P3-61 Transfer of Microorganisms from a Dairy Calf Operation to an Adjacent Pistachio Orchard

Wednesday, July 12, 2017
Exhibit Hall (Tampa Convention Center)
Christopher Theofel , University of California-Davis , Davis , CA
Thomas Williams , University of California-Davis , Davis , CA
Eduardo Gutierrez , North Carolina State University , Raleigh , NC
Gordon Davidson , U.S. Food and Drug Administration , College Park , MD
Michele Jay-Russell , University of California-Davis, Western Center for Food Safety , Davis , CA
Linda J. Harris , University of California-Davis , Davis , CA
Introduction:  In recent surveys, Salmonella has been isolated from raw unprocessed pistachios at a prevalence of about 0.60%. Sources of Salmonella in pistachios are not well understood including the potential for contamination in the orchard prior to or during harvest.

Purpose:  To evaluate transfer of microorganisms from a livestock operation to an adjacent pistachio orchard.

Methods:  Orchard surface (drag swab), air (microbiological air sampling device), soil, and dust (pistachio leaf surface) samples were collected in an orchard adjacent (<20 m distance) to a commercial dairy calf operation (livestock orchard) and a single control orchard (surrounded by other pistachio orchards) over a two-year period. Air and cattle manure samples were collected within the livestock operation. Dry solids rinsed from leaf surfaces, aerobic plate count, presence of Salmonella and Escherichia coli,and bacterial community analysis through 16S rRNA sequencing were determined.

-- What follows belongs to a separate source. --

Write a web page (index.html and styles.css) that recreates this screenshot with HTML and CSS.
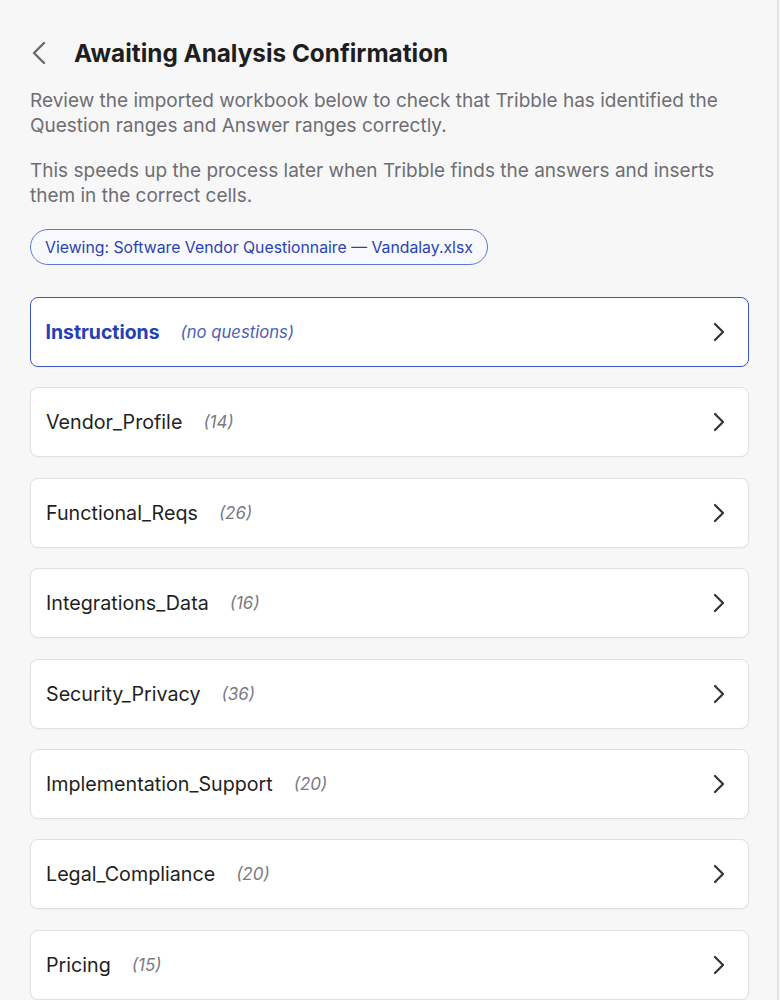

Results:  Salmonella was isolated from manure and from 4 of 63 drag swabs collected from within the livestock orchard, but not from drag swabs collected within the control orchard (0 of 12). Salmonella was not detected in air or soil samples collected within the orchards (0 of 303). E. coli was isolated from 25 of 45 (56%) and 1 of 18 (5.6%) soil samples in the livestock and control orchards, respectively. Escherichia coli was isolated from 46 of 198 (23%) and 1 of 36 (2.8%) air samples in the livestock and control orchards, respectively. Members of the Corynebacteriaceae family, often associated with animals and the most prevalent bacterial family present in manure samples taken within the livestock operation, were, on average, more abundant (21%) in the phyllosphere of trees in the livestock orchard than in the control orchard (5.8%).

Significance:  Livestock-associated microorganisms from animal operations may transfer into adjacent orchards; the food safety implication of this movement is unknown.